# Forum Jump bar?



## Storminator (Apr 19, 2009)

Now that the Slashdot tsunami has receded, can we have our Forum Jump menu again? I miss that thing...

PS


----------



## Mark (Apr 22, 2009)

Capital idea!


----------



## JoeGKushner (Apr 25, 2009)

You ain't kidding.

Using the back button is quick but doesn't refresh the page.

Using the forum bars at the top takes precious time.


----------



## Storminator (Apr 28, 2009)

Ping?

Yea? Nay? Anything?

PS


----------



## Piratecat (Apr 28, 2009)

I'll ask Russ.

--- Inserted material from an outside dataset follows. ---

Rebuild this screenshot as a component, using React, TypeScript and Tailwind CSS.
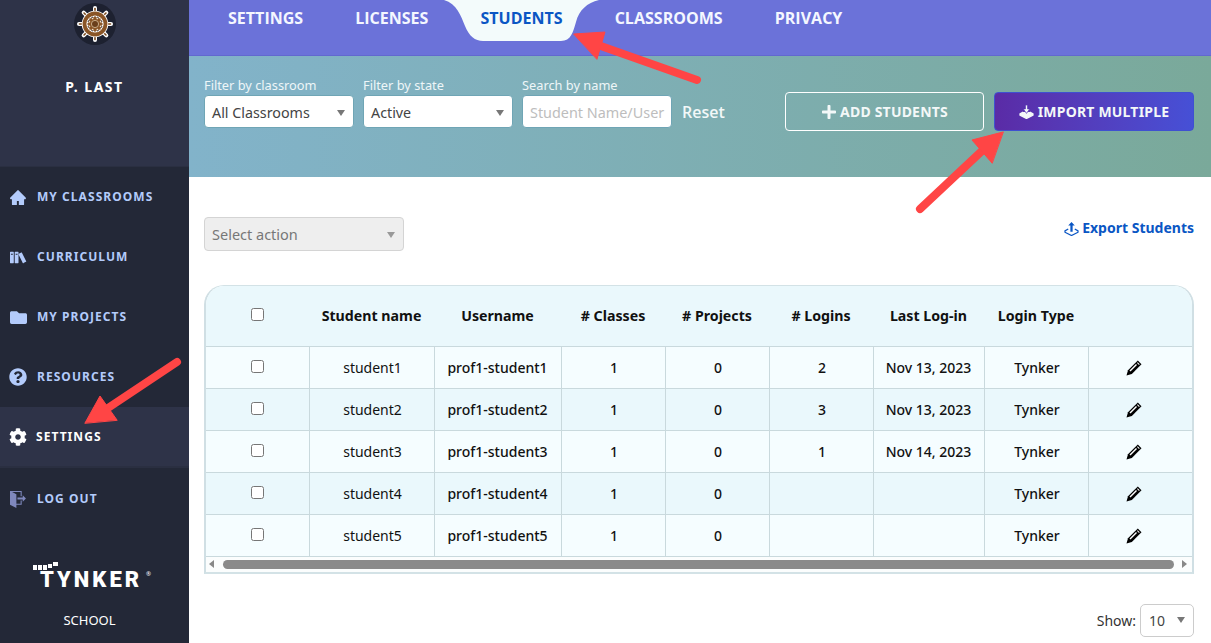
import { FaFolder, FaQuestionCircle, FaCog, FaPlus } from 'react-icons/fa';
import { AiFillHome } from 'react-icons/ai';
import { ImBooks, ImExit } from 'react-icons/im';
import type { ReactNode } from 'react';

const navItems: { label: string; icon: ReactNode; active?: boolean }[] = [
  { label: 'MY CLASSROOMS', icon: <AiFillHome className="text-[19px]" /> },
  { label: 'CURRICULUM', icon: <ImBooks className="text-[17px]" /> },
  { label: 'MY PROJECTS', icon: <FaFolder className="text-[17px]" /> },
  { label: 'RESOURCES', icon: <FaQuestionCircle className="text-[18px]" /> },
  { label: 'SETTINGS', icon: <FaCog className="text-[18px]" />, active: true },
];

const tabs = ['SETTINGS', 'LICENSES', 'STUDENTS', 'CLASSROOMS', 'PRIVACY'];

const columns = ['', 'Student name', 'Username', '# Classes', '# Projects', '# Logins', 'Last Log-in', 'Login Type', ''];

const students = [
  { name: 'student1', user: 'prof1-student1', logins: '2', last: 'Nov 13, 2023' },
  { name: 'student2', user: 'prof1-student2', logins: '3', last: 'Nov 13, 2023' },
  { name: 'student3', user: 'prof1-student3', logins: '1', last: 'Nov 14, 2023' },
  { name: 'student4', user: 'prof1-student4', logins: '', last: '' },
  { name: 'student5', user: 'prof1-student5', logins: '', last: '' },
];

const ShipWheel = () => (
  <svg width="42" height="42" viewBox="0 0 42 42">
    <circle cx="21" cy="21" r="21" fill="#1d2130" />
    <g strokeLinecap="round">
      {[0, 45, 90, 135, 180, 225, 270, 315].map((a) => (
        <g key={a} transform={`rotate(${a} 21 21)`}>
          <line x1="21" y1="21" x2="21" y2="5" stroke="#fff" strokeWidth="4" />
          <line x1="21" y1="21" x2="21" y2="5.500" stroke="#7a4a1e" strokeWidth="1.600" />
        </g>
      ))}
    </g>
    <circle cx="21" cy="21" r="10.500" fill="none" stroke="#fff" strokeWidth="5.500" />
    <circle cx="21" cy="21" r="10.500" fill="none" stroke="#8a5526" strokeWidth="3.800" />
    <circle cx="21" cy="21" r="7" fill="#8a5526" />
    <circle cx="21" cy="21" r="3.600" fill="#6a3f1b" stroke="#d9c2a0" strokeWidth="0.800" />
    {[0, 45, 90, 135, 180, 225, 270, 315].map((a) => (
      <circle key={a} cx="21" cy="15" r="0.800" fill="#f2e6d2" transform={`rotate(${a + 22} 21 21)`} />
    ))}
  </svg>
);

// tray with an arrow: outlined and pointing up for export, filled and pointing down for import
const TrayIcon = ({ up, className }: { up?: boolean; className: string }) => (
  <svg viewBox="0 0 16 15" className={className}>
    <path
      d="M4.500 7.500 1 9.500V11L8 14.500 15 11V9.500L11.500 7.500"
      stroke="currentColor"
      strokeWidth="1.300"
      strokeLinejoin="round"
      fill={up ? 'none' : 'currentColor'}
    />
    {up ? (
      <path d="M8 0 11.500 3.800H9.200V10.500H6.800V3.800H4.500z" fill="currentColor" />
    ) : (
      <path d="M6.800 0H9.200V4.200H11.500L8 9 4.500 4.200H6.800z" fill="currentColor" stroke="#5233b2" strokeWidth="0.800" />
    )}
  </svg>
);

const Pencil = () => (
  <svg viewBox="0 0 16 16" className="ml-[37px] mt-[1px] h-[16px] w-[16px]">
    <path d="M11.800 0.500 15.500 4.200 5.800 14 0.500 15.500 2 10.200z" fill="#000" />
    <path d="M11.700 2.300 13.700 4.300 13 5 11 3z" fill="#fff" />
    <path d="M10 4 11 5 4.500 11.500 3.500 10.500z" fill="#fff" />
  </svg>
);

const Caret = ({ color = 'border-t-[#777]' }: { color?: string }) => (
  <span className={`h-0 w-0 border-x-[4px] border-t-[6px] border-x-transparent ${color}`} />
);

const FakeSelect = ({ value }: { value: string }) => (
  <div className="flex h-[33px] w-[150px] items-center justify-between rounded-[4px] border border-[#6fa5b5] bg-white pl-[7px] pr-[8px] pt-[2px] text-[14.300px] text-[#444]">
    <span>{value}</span>
    <Caret />
  </div>
);

const Filter = ({ label, children }: { label: string; children: ReactNode }) => (
  <div className="flex w-[150px] flex-col">
    <label className="text-[12.800px] leading-[19px] text-[#eef6f8]">{label}</label>
    {children}
  </div>
);

const TynkerLogo = () => (
  <div className="relative flex h-[26px] w-[113px] items-end pl-[7px]">
    <svg width="25" height="8" viewBox="0 0 25 8" className="absolute left-0 top-0" fill="#fff">
      <rect x="0" y="3" width="4" height="5" />
      <rect x="5" y="3" width="4" height="5" />
      <rect x="10" y="3" width="4" height="5" />
      <rect x="15" y="2" width="4" height="4" />
      <rect x="20" y="0" width="5" height="4" />
    </svg>
    <span className="relative top-[2px] text-[22px] font-black leading-[20px] tracking-[3px] text-white font-['Roboto',sans-serif]">TYNKER</span>
    <span className="absolute right-[-5px] top-[9px] text-[6px] leading-none text-white">®</span>
  </div>
);

const Sidebar = () => (
  <aside className="flex h-full w-[189px] shrink-0 flex-col bg-[#232837]">
    <div className="flex h-[167px] flex-col items-center border-b border-[#2a2f41] bg-[#2e3348] pt-[3px]">
      <ShipWheel />
      <div className="mt-[32px] text-[14px] font-bold leading-[20px] tracking-[1.500px] text-white">P. LAST</div>
    </div>
    {navItems.map((item) => (
      <div
        key={item.label}
        className={
          item.active
            ? 'flex h-[61px] items-center gap-[9px] bg-[#2e3348] pb-[2px] pl-[9px] text-white shadow-[inset_0_-2px_0_#2a2f41]'
            : 'flex h-[60px] items-center gap-[10px] pl-[9px] text-[#b3cbfb]'
        }
      >
        <span className="flex w-[18px] justify-center">{item.icon}</span>
        <span className="text-[12px] font-bold tracking-[1.050px]">{item.label}</span>
      </div>
    ))}
    <div className="flex h-[62px] items-center gap-[10px] pl-[10px] text-[#b3cbfb]">
      <ImExit className="text-[17px] text-[#7f88bd]" />
      <span className="text-[12px] font-bold tracking-[1.050px]">LOG OUT</span>
    </div>
    <div className="mt-[32px] flex justify-center pr-[10px]">
      <TynkerLogo />
    </div>
    <div className="mt-[23px] pr-[10px] text-center text-[13px] leading-[18px] text-white">SCHOOL</div>
  </aside>
);

const TabBar = () => (
  <div className="flex h-[56px] items-start border-b border-[#6268cf] bg-[#6b72d9] pl-[13px] font-['Open_Sans',sans-serif] tracking-[0.020px]">
    {tabs.map((tab) =>
      tab === 'STUDENTS' ? (
        <div key={tab} className="relative px-[26px] pt-[6px] text-[16px] font-bold leading-[24px] text-[#0a56c4]">
          <svg width="156" height="41" viewBox="0 0 156 41" className="absolute left-[-10px] top-0">
            <path
              d="M0 0C13 4 17 16 21 26 25 36 31 41 39 41H117C127 41 129 32 132 22 135 10 143 3 155 0Z"
              fill="#f3fbfb"
            />
          </svg>
          <span className="relative">{tab}</span>
        </div>
      ) : (
        <div key={tab} className="px-[26px] pt-[6px] text-[16px] font-bold leading-[24px] text-[#f4f7ff]">
          {tab}
        </div>
      ),
    )}
  </div>
);

const FilterBar = () => (
  <div className="flex h-[121px] bg-linear-to-r from-[#82b3ca] to-[#7aa99a] pl-[15px] pr-[17px] pt-[20px]">
    <div className="flex gap-[9px]">
      <Filter label="Filter by classroom">
        <FakeSelect value="All Classrooms" />
      </Filter>
      <Filter label="Filter by state">
        <FakeSelect value="Active" />
      </Filter>
      <Filter label="Search by name">
        <div className="flex h-[33px] items-center overflow-hidden whitespace-nowrap rounded-[4px] border border-[#6fa5b5] bg-white px-[7px] pt-[2px] text-[14.400px] text-[#bdbdbd]">
          Student Name/User
        </div>
      </Filter>
    </div>
    <div className="ml-[10px] mt-[20px] h-[33px] font-['Open_Sans',sans-serif] text-[16px] font-semibold leading-[33px] text-[#f2f8f8]">Reset</div>
    <div className="ml-auto mt-[16px] flex gap-[10px] text-[14px] font-bold tracking-[0.200px] text-[#f3f8f8]">
      <button className="flex h-[39px] w-[199px] items-center justify-center gap-[3px] rounded-[4px] border border-white">
        <FaPlus className="text-[16px]" />
        ADD STUDENTS
      </button>
      <button className="flex h-[39px] w-[200px] items-center justify-center gap-[4px] rounded-[4px] border border-[#3f50d0] bg-linear-to-r from-[#5a2ba6] to-[#4650d6]">
        <TrayIcon className="h-[14px] w-[15px]" />
        IMPORT MULTIPLE
      </button>
    </div>
  </div>
);

const StudentsTable = () => (
  <div className="overflow-hidden rounded-t-[20px] border-x-2 border-t border-b-2 border-x-[#d0dfe4] border-y-[#d3e2e6] bg-white">
    <table className="w-[986px] table-fixed border-collapse text-center text-[14px] text-[#111]">
      <colgroup>
        <col className="w-[103px]" />
        <col className="w-[125px]" />
        <col className="w-[127px]" />
        <col className="w-[104px]" />
        <col className="w-[104px]" />
        <col className="w-[104px]" />
        <col className="w-[111px]" />
        <col className="w-[104px]" />
        <col className="w-[104px]" />
      </colgroup>
      <thead>
        <tr className="h-[60px] bg-[#eaf8fc]">
          {columns.map((c, i) => (
            <th key={i} className="text-[14.200px] font-bold">
              {i === 0 ? <input type="checkbox" className="relative top-[-3px] align-middle" /> : c}
            </th>
          ))}
        </tr>
      </thead>
      <tbody>
        {students.map((s, i) => (
          <tr key={s.name} className={i % 2 === 0 ? 'h-[42px] bg-[#f5fdff]' : 'h-[42px] bg-[#eaf8fc]'}>
            <td className="border border-l-0 border-[#c9d9dd]">
              <input type="checkbox" className="relative top-[-2px] align-middle" />
            </td>
            <td className="border border-[#c9d9dd] pl-[2px]">{s.name}</td>
            <td className="border border-[#c9d9dd] font-medium">{s.user}</td>
            <td className="border border-[#c9d9dd] pl-[2px] font-medium">1</td>
            <td className="border border-[#c9d9dd] pl-[2px] font-medium">0</td>
            <td className="border border-[#c9d9dd] pl-[2px] font-medium">{s.logins}</td>
            <td className="border border-[#c9d9dd] font-medium">{s.last}</td>
            <td className="border border-[#c9d9dd] pl-[2px] font-medium">Tynker</td>
            <td className="border border-r-0 border-[#c9d9dd]">
              <Pencil />
            </td>
          </tr>
        ))}
      </tbody>
    </table>
    <div className="flex h-[15px] items-center bg-[#fbfdfd] pl-[3px] pr-[5px]">
      <span className="h-0 w-0 border-y-[4px] border-r-[5px] border-y-transparent border-r-[#888]" />
      <div className="ml-[9px] mr-[8px] h-[9px] flex-1 rounded-full bg-[#8a8a8a]" />
      <span className="h-0 w-0 border-y-[4px] border-l-[5px] border-y-transparent border-l-[#888]" />
    </div>
  </div>
);

const Arrows = () => (
  <svg width="1211" height="643" viewBox="0 0 1211 643" className="pointer-events-none absolute left-0 top-0">
    <g fill="#ff4545" stroke="#ff4545" strokeLinecap="round" strokeLinejoin="round">
      <line x1="697" y1="80" x2="598" y2="45" strokeWidth="8" />
      <polygon points="574,34 605,32 597,59" strokeWidth="1" />
      <line x1="920" y1="209" x2="984" y2="149" strokeWidth="8" />
      <polygon points="1003,132 972,140 992,163" strokeWidth="1" />
      <line x1="177" y1="362" x2="108" y2="408" strokeWidth="8" />
      <polygon points="85,423 100,396 117,420" strokeWidth="1" />
    </g>
  </svg>
);

export default function App() {
  return (
    <div className="relative flex h-[643px] w-[1211px] overflow-hidden bg-white font-['Noto_Sans',sans-serif]">
      <Sidebar />
      <main className="flex min-w-0 flex-1 flex-col">
        <TabBar />
        <FilterBar />
        <div className="flex flex-1 flex-col pl-[15px] pr-[17px] pt-[40px]">
          <div className="flex h-[34px] items-start justify-between">
            <div className="flex h-[34px] w-[200px] items-center justify-between rounded-[4px] border border-[#d4d4d4] bg-[#eeeeee] pl-[7px] pr-[8px] pt-[2px] text-[14.500px] text-[#777]">
              <span>Select action</span>
              <Caret color="border-t-[#999]" />
            </div>
            <div className="mt-[1px] flex items-center gap-[3px] text-[14px] font-bold leading-[20px] text-[#0a56c4]">
              <TrayIcon up className="mt-[2px] h-[14px] w-[15px]" />
              Export Students
            </div>
          </div>
          <div className="mt-[34px]">
            <StudentsTable />
          </div>
          <div className="mt-[30px] flex items-center justify-end gap-[4px] text-[14px] text-[#333]">
            <span>Show:</span>
            <div className="flex h-[33px] w-[54px] items-center justify-between rounded-[5px] border border-[#ccc] pl-[8px] pr-[8px] text-[#444]">
              <span>10</span>
              <Caret />
            </div>
          </div>
        </div>
      </main>
      <Arrows />
    </div>
  );
}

The boards seem noticeably faster since Morrus removed it, but that might be related to other changes.


----------



## freyar (Apr 28, 2009)

If it comes down to the jump bar vs speed, I'll take speed, even though I do like the jump menu a lot.


----------



## Mark (Apr 29, 2009)

freyar said:


> If it comes down to the jump bar vs speed, I'll take speed, even though I do like the jump menu a lot.





I'd have to echo that sentiment.


----------



## Elodan (Apr 29, 2009)

Tabbed browsing FTW!


----------



## Olaf the Stout (May 26, 2009)

Any update on this?  I miss being able to jump forums easily.

Olaf the Stout


----------